Below example connects to Verdict-on-Impala and runs a simple count query.

import java.sql.Connection;
import java.sql.DriverManager;
import java.sql.ResultSet;
import java.sql.SQLException;
import java.sql.Statement;

public class VerdictJdbcExample {
  public static void main(String[] args) throws ClassNotFoundException, SQLException {
    Class.forName("edu.umich.verdict.jdbc.Driver");
    String url = "jdbc:verdict:impala://host:port/default";
    Connection conn = DriverManager.getConnection(url);
    Statement stmt = conn.createStatement();
    String sql2 = "select count(*) from orders";
    ResultSet rs = stmt.executeQuery(sql2);
  }
}

Of course, the Verdict’s JDBC driver (target/) must be included in the Java class path when the above code is compiled and run.

Python example

Below example connects to Verdict-on-Impala and runs a simple count query.

import jaydebeapi
import jpype
import pandas as pd
from jpype import *

class_name = 'edu.umich.verdict.jdbc.Driver'
url = 'jdbc:verdict:impala://host:port/default'
jvm_path = jpype.getDefaultJVMPath()
jpype.startJVM(jvm_path, "-Djava.class.path=%s" % classpath)
conn = jaydebeapi.connect(jclassname = class_name, url = url)
curs = conn.cursor()
curs.execute('select count(*) from orders')
columns = [desc[0] for desc in curs.description]       # getting column headers
pd.DataFrame(curs.fetchall(), columns = columns)

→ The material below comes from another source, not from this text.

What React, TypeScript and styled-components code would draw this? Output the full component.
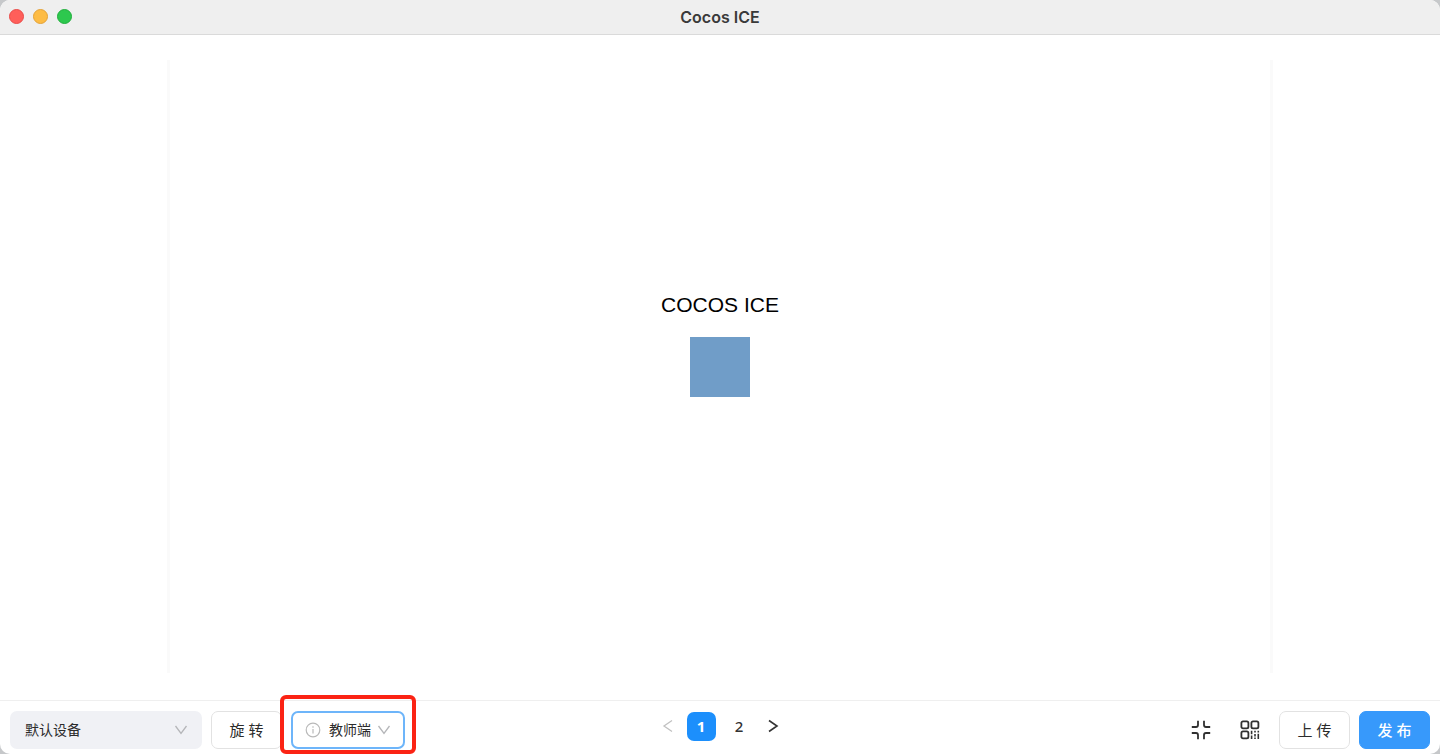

Note that the Python libraries needed for creating a JVM instance (jpype) and making a JDBC connection (jaydebeapi) must be installed.

In Apache Zeppelin

Apache Zeppelin is a notebook-based application that runs in a web browser. It can connect to Apache Spark by default and also to other database systems through the JDBC interface. Verdict can also easily integrate with Apache Zeppelin.

On Spark

Zeppelin includes the Spark interpreter by default. For Verdict to work in Spark interpreter, it is enough to include Verdict’s core jar file as a dependency. First, go to Zeppelin’s interpreter setting, and find the interpreter for Spark. Click the edit button and add the path to Verdict’s core jar file (which is created in the target directory when Verdict’s source code is built) as a dependency.

Now you can import Verdict and run queries as follows.

import edu.umich.verdict.VerdictSparkHiveContext

val vc = new VerdictSparkHiveContext(sc)               // sc: SparkContext
vc.sql("show databases").show(false)
df = vc.sql("select count(*) from instacart.orders")   // returns a Spark DataFrame
df.show(false)

On Hive, Impala

Zeppelin can connect to Verdict on any database (including Hive, Impala) using the JDBC interface. For this, go to Zeppelin’s interpreter setting, and click the create button. Enter “verdict-impala” (or any name you want) in “Interpreter Name”, choose “jdbc” in “Interpreter Group”, enter edu.umich.verdict.jdbc.Driver for default.driver, and enter jdbc:verdict:impala://host:port/schema for default.url (change the database name appropriately according to this page).

You may need to set default.user or other authentication fields as needed for your existing database connection (Verdict will pass those parameters as it makes another connection internally to your existing database).

Under dependencies, add all JDBC drivers for your existing databases and `` (which is created in the target directory when Verdict is built).

In Jupyter

On PySpark

You can use Verdict in Jupyter (that connects to PySpark) by following the similar approach as in this page. In other words, simply include the path to the Verdict’s core jar file as a Driver’s Java class path when starting a Jupyter notebook server.

$ export PYSPARK_DRIVER_PYTHO = "path-to-jupyter"
$ export PYSPARK_DRIVER_PYTHON_OPTS = "notebook"
$ export PYTHONPATH = $(pwd)/python:$PYTHONPATH
$ pyspark --driver-class-path $(pwd)/target/

The above command will start the Jupyter server in which you can import PySpark modules.

On Hive, Impala

You can connect to Verdict on any database that support JDBC connections (including Hive, Impala) as in this page.

In Hue

Hue supports custom JDBC connections. Please see this page for instructions.